Srinivas laid out the agenda for the session by stating that some critics feel it was time to go back to the full service mode, when one agency would manage all the work of the client, as opposed to the scenario today where work is divided among multiple agencies. “The agency once prided itself as being the client's trusted advisor. With digital disruption changing the way brands and plans are perceived, can a single agency today be the sole custodian of a brand?” he asked the panelists.

Marshan reiterated the cliché that the client continues to desire solutions that are better, faster and cheaper. “We are doing a lot of digital planning today that which is faster and cheaper, but it is not necessarily better. But to answer to the primary question of this panel, I want my agency to be on my side,” he said.

Dias elaborated how different persons for different jobs meant a lack of coordination, and thereby delivery, of the job undertaken on behalf of the client. She also raised a crucial point of value for work. She said that while the buzz is about value creation, agencies are never paid for it. She felt that agencies ought to be remunerated so that they could deliver that what the clients need by hiring good talent.

Jayaraj shared that the quest was for a centre point that could be managed, but very rarely would any one agency bring all the needed skills. So the reality is of dealing with multiple agencies. “But a real issue is that consumer behaviours are changing every six months. Agencies ought to be able to understand this speed like the way we see it and would like to address it,” he shared.

Deshpande, who recently started his own outfit just few weeks ago, said that there was a need to synergise creativity with technology under a single roof. “Often the digital solutions in our country are poor in aesthetics. So the designer needs to be involved right from the beginning to make the experience extraordinary for the brand and the consumer, and we believe this way of working together with all specialists is the best way forward,” he said.

Deshpande also explained the almost non-existent relationship between data and planners. “We work closely with research agencies and they intimately interact with data. Then the picture is created of the challenges ahead, and that is the only data that the agency deals with.

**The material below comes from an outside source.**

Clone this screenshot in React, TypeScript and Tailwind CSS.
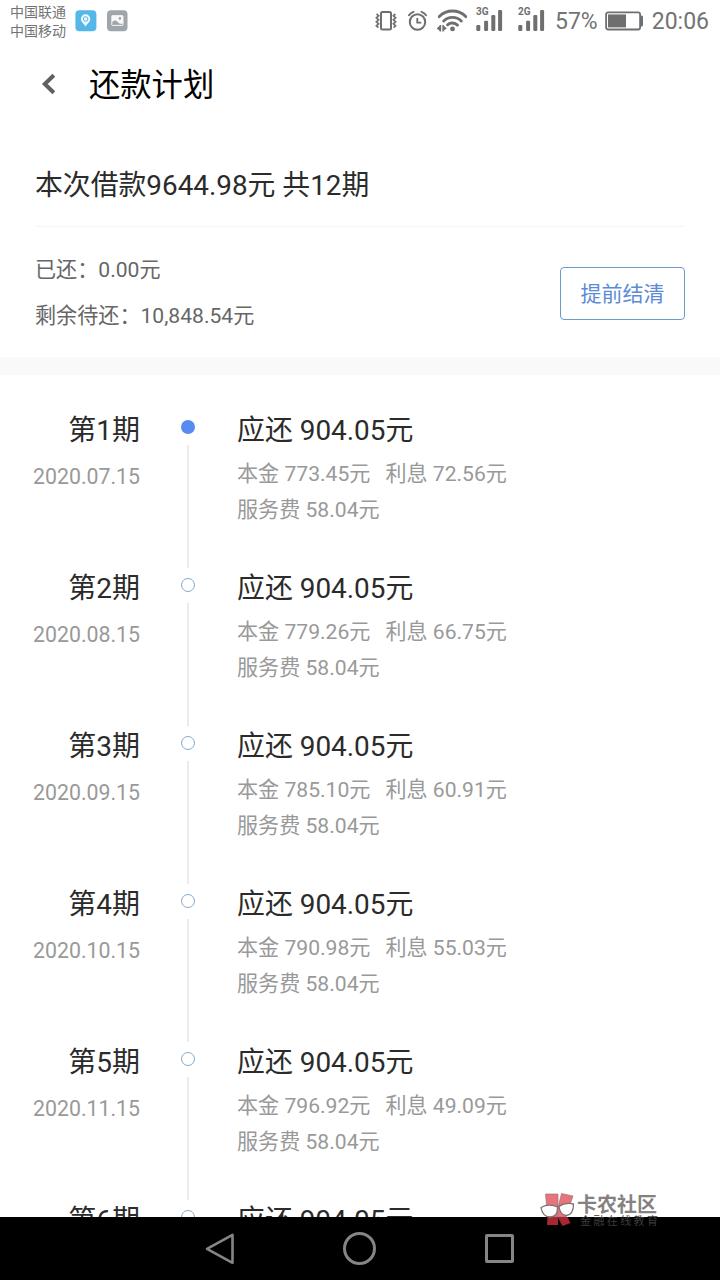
interface Installment {
  no: number;
  date: string;
  total: string;
  principal: string;
  interest: string;
  fee: string;
}

const installments: Installment[] = [
  { no: 1, date: '2020.07.15', total: '904.05', principal: '773.45', interest: '72.56', fee: '58.04' },
  { no: 2, date: '2020.08.15', total: '904.05', principal: '779.26', interest: '66.75', fee: '58.04' },
  { no: 3, date: '2020.09.15', total: '904.05', principal: '785.10', interest: '60.91', fee: '58.04' },
  { no: 4, date: '2020.10.15', total: '904.05', principal: '790.98', interest: '55.03', fee: '58.04' },
  { no: 5, date: '2020.11.15', total: '904.05', principal: '796.92', interest: '49.09', fee: '58.04' },
];

function SignalIcon({ label }: { label: string }) {
  return (
    <svg width="28" height="26" viewBox="0 0 28 26" className="shrink-0">
      <text x="0" y="9" fontSize="10" fontWeight="700" fontFamily="Roboto, sans-serif" fill="#6f6f6f">
        {label}
      </text>
      <g fill="#6f6f6f">
        <rect x="0.3" y="19" width="4" height="6" rx="1.2" />
        <rect x="8.1" y="14.7" width="4" height="10.3" rx="1.2" />
        <rect x="15.3" y="9" width="4" height="16" rx="1.2" />
        <rect x="22.1" y="4" width="4" height="21" rx="1.2" />
      </g>
    </svg>
  );
}

function StatusBar() {
  return (
    <div className="flex h-[42px] items-center pr-[11px] pl-[10px] text-[#737373]">
      <div className="w-[65px] text-[14px] leading-[18px] whitespace-nowrap">
        <div>中国联通</div>
        <div className="pt-px">中国移动</div>
      </div>
      <svg width="22" height="22" viewBox="0 0 22 22" className="shrink-0">
        <rect x="0.4" y="0.3" width="21" height="21" rx="4" fill="#55b7e8" />
        <path d="M10.6 4.3a4.7 4.7 0 0 0-4.7 4.7c0 3 3 4.4 4.7 7.5 1.7-3.1 4.7-4.5 4.7-7.5a4.7 4.7 0 0 0-4.7-4.7z" fill="#f3fbff" />
        <circle cx="10.6" cy="9" r="2.3" fill="#e4f6fd" stroke="#55b7e8" strokeWidth="1" />
      </svg>
      <svg width="22" height="22" viewBox="0 0 22 22" className="ml-[10px] shrink-0">
        <rect x="0" y="0.3" width="20.5" height="21" rx="4" fill="#9ea5ab" />
        <rect x="4.8" y="5.6" width="11.2" height="9.8" rx="0.6" fill="none" stroke="#f8f8f8" strokeWidth="1" />
        <path d="M5 12.2c2.2-2.2 4-2 6 0 1.6 1.6 3 2 5 1.2V6H5z" fill="#f8f8f8" />
        <circle cx="12.9" cy="8.4" r="1.3" fill="#9ea5ab" />
      </svg>

      <div className="ml-auto flex items-center">
        <svg width="22" height="22" viewBox="0 0 22 22" fill="none" stroke="#6f6f6f" className="shrink-0">
          <rect x="6" y="2" width="10" height="17.5" rx="1.5" strokeWidth="2" />
          <path d="M1.6 4l2 1.8-2.2 2 2.2 2-2.2 2 2.2 2-2.2 2 2 1.8M20.4 4l-2 1.8 2.2 2-2.2 2 2.2 2-2.2 2 2.2 2-2 1.8" strokeWidth="1.7" />
        </svg>
        <svg width="20" height="22" viewBox="0 0 20 22" fill="none" stroke="#6f6f6f" className="ml-[11px] shrink-0">
          <circle cx="9.5" cy="12" r="7.7" strokeWidth="2" />
          <path d="M9.3 8v4.6h4" strokeWidth="1.9" />
          <path d="M1 5.3a8 8 0 0 1 4.5-3.5M18 5.3a8 8 0 0 0-4.5-3.5" strokeWidth="1.9" strokeLinecap="round" />
        </svg>
        <svg width="32" height="24" viewBox="0 0 32 24" fill="none" stroke="#6f6f6f" className="ml-[9px] shrink-0">
          <path d="M2.3 7.6a18.5 18.5 0 0 1 26.4 0" strokeWidth="2.9" strokeLinecap="round" />
          <path d="M6.7 12a12.5 12.5 0 0 1 17.6 0" strokeWidth="2.9" strokeLinecap="round" />
          <path d="M10.5 15.8a7.5 7.5 0 0 1 10 .3" strokeWidth="2.9" strokeLinecap="round" />
          <circle cx="15.5" cy="19.9" r="2.4" fill="#6f6f6f" stroke="none" />
          <path d="M-0.4 19.3l3.4-2.8v5.6zM9.8 19.3l-3.4-2.8v5.6z" fill="#6f6f6f" stroke="none" />
          <path d="M3.4 16v6.6M6.1 16v6.6" strokeWidth="1.5" />
        </svg>
        <div className="mb-[4px] ml-[7px] flex gap-[14px]">
          <SignalIcon label="3G" />
          <SignalIcon label="2G" />
        </div>
        <span className="ml-[9px] pt-[2px] text-[23px] leading-[42px]">57%</span>
        <svg width="39" height="20" viewBox="0 0 39 20" className="ml-[7px] shrink-0">
          <rect x="1.1" y="1.3" width="34" height="17.2" rx="2" fill="none" stroke="#6f6f6f" strokeWidth="1.8" />
          <rect x="3" y="3.4" width="18" height="13" fill="#6f6f6f" />
          <path d="M35.5 4.5h1q1.5 0 1.5 1.5v8q0 1.5-1.5 1.5h-1z" fill="#6f6f6f" />
        </svg>
        <span className="ml-[8px] pt-[2px] text-[23px] leading-[42px]">20:06</span>
      </div>
    </div>
  );
}

function TimelineDot({ filled = false }: { filled?: boolean }) {
  return (
    <div
      className={
        filled
          ? 'h-[14px] w-[14px] shrink-0 rounded-full bg-[#578bf1]'
          : 'h-[14px] w-[14px] shrink-0 rounded-full border border-[#87aac9]'
      }
    />
  );
}

function InstallmentRow({ item }: { item: Installment }) {
  return (
    <div className="flex h-[158px] shrink-0">
      <div className="w-[140px] pt-px text-right whitespace-nowrap">
        <div className="text-[28px] leading-[42px] text-[#2b2b2b]">第{item.no}期</div>
        <div className="mt-[9px] text-[21.3px] leading-[32px] text-[#999]">{item.date}</div>
      </div>
      <div className="ml-[40px] flex w-[15px] flex-col items-center pt-[11px]">
        <TimelineDot filled={item.no === 1} />
        <div className="mt-[11px] h-[123px] w-[2px] shrink-0 bg-[#ebebeb]" />
      </div>
      <div className="ml-[42px] pt-px whitespace-nowrap">
        <div className="text-[27.9px] leading-[42px] text-[#2b2b2b]">应还 {item.total}元</div>
        <div className="mt-[4px] text-[21.1px] leading-[35.5px] text-[#999]">
          <div className="flex gap-[15px]">
            <span>本金 {item.principal}元</span>
            <span>利息 {item.interest}元</span>
          </div>
          <div>服务费 {item.fee}元</div>
        </div>
      </div>
    </div>
  );
}

function Watermark() {
  return (
    <div className="absolute top-[1190px] left-[539px] flex">
      <svg width="38" height="38" viewBox="0 0 38 38" className="shrink-0">
        <path d="M6.5 4h12.5v23H8.5z" fill="#e8737a" stroke="#a0787a" strokeWidth="0.7" />
        <path d="M22.5 3.500l11.500 2.500-7 21h-7.500l-1-8z" fill="#e8737a" stroke="#a0787a" strokeWidth="0.7" />
        <path d="M8.5 27h10.500v8H8z" fill="#a52830" />
        <path d="M18.5 27h10l3 6-8 3z" fill="#a52830" />
        <path d="M2 17.500q8-4.500 16.500-.5.500 9.500-7 10Q3.500 27 2 17.500zM20 16.500q6-4.500 14.500-2.500 0 10.500-7 11.500Q21 25 20 16.500z" fill="#fff" stroke="#7b7476" strokeWidth="1.3" />
        <path d="M18.3 17q1-1.200 1.800-.5" fill="none" stroke="#7b7476" strokeWidth="1.3" />
      </svg>
      <div className="pt-[2px] whitespace-nowrap">
        <div className="text-[20px] leading-[26px] font-bold text-[#858181]">卡农社区</div>
        <div className="-mt-[2px] ml-[3px] text-[11px] leading-[12px] tracking-[2.4px] text-[#3d3d3d]">金融在线教育</div>
      </div>
    </div>
  );
}

export default function App() {
  return (
    <div className="relative flex h-[1280px] w-[720px] flex-col overflow-hidden bg-white font-['Roboto','Noto_Sans_CJK_SC',sans-serif]">
      <StatusBar />

      <header className="flex h-[86px] shrink-0 items-center pl-[41px]">
        <svg width="15" height="22" viewBox="0 0 15 22" fill="none" className="mb-[3px]">
          <path d="M12.8 2.2L3.8 11l9 8.8" stroke="#606060" strokeWidth="4" />
        </svg>
        <h1 className="ml-[33px] pt-[2px] text-[31.3px] leading-[42px] text-black">还款计划</h1>
      </header>

      <section className="h-[229px] shrink-0 px-[35px] pt-[37px]">
        <h2 className="h-[62px] border-b border-[#f6f6f6] text-[27.85px] leading-[42px] text-[#2b2b2b]">
          本次借款9644.98元 共12期
        </h2>
        <div className="flex justify-between">
          <div className="pt-[20px] text-[21.1px] leading-[46px] text-[#666]">
            <div>已还：0.00元</div>
            <div>剩余待还：10,848.54元</div>
          </div>
          <button className="mt-[40px] h-[53px] w-[125px] rounded-[4px] border border-[#6b9bc9] pt-[3px] text-[21px] text-[#5b8bd5]">
            提前结清
          </button>
        </div>
      </section>

      <div className="h-[18px] shrink-0 bg-[#f9f9f9]" />

      <main className="flex min-h-0 flex-1 flex-col overflow-hidden pt-[34px]">
        {installments.map((item) => (
          <InstallmentRow key={item.no} item={item} />
        ))}
        {/* the sixth row runs under the navigation bar */}
        <div className="flex shrink-0 text-[28px] leading-[42px] whitespace-nowrap text-[#2b2b2b]">
          <div className="w-[140px] pt-px text-right">第6期</div>
          <div className="ml-[40px] flex w-[15px] justify-center pt-[11px]">
            <TimelineDot />
          </div>
          <div className="ml-[42px] pt-px text-[27.9px]">应还 904.05元</div>
        </div>
      </main>

      <nav className="flex h-[63px] shrink-0 items-center bg-black pl-[204px]">
        <svg width="32" height="34" viewBox="0 0 32 34" fill="none" stroke="#858585" strokeWidth="2.6">
          <path d="M28.5 2.8v28L3 16.8z" strokeLinejoin="round" />
        </svg>
        <div className="ml-[107px] h-[33px] w-[33px] rounded-full border-3 border-[#858585]" />
        <div className="ml-[109px] h-[29px] w-[29px] rounded-[2px] border-3 border-[#858585]" />
      </nav>

      <Watermark />
    </div>
  );
}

But there is always some allergy towards data and numbers. If one doesn't know why the planning is taking place and the focus is only on creativity, then the latter doesn't make sense,” he explained.

Singh, on the other hand, expressed his concern about the fragmentation of consumers. He said, “I want a shared sense of destiny from my agency. TV and print are abundant, and digital will soon become abundant too. So there is a greater need for engagement various levels.” He also felt that patience is in short supply in the industry. “We feel we are drowned by activity and that we are not doing enough. We have to agree that there is nothing that creates greater impact than movies. But evolution of medium like digital will take place on its own,” Singh added.

KV Sridhar's idea was somewhat different. Drawing on his 34 years of experience, he put the focus on understanding people and ensuring loyalty, to be able to charge a premium. He said that the digital medium offered a short-term relationship with the consumers rather than offering consumers a long-term relationship with the brand.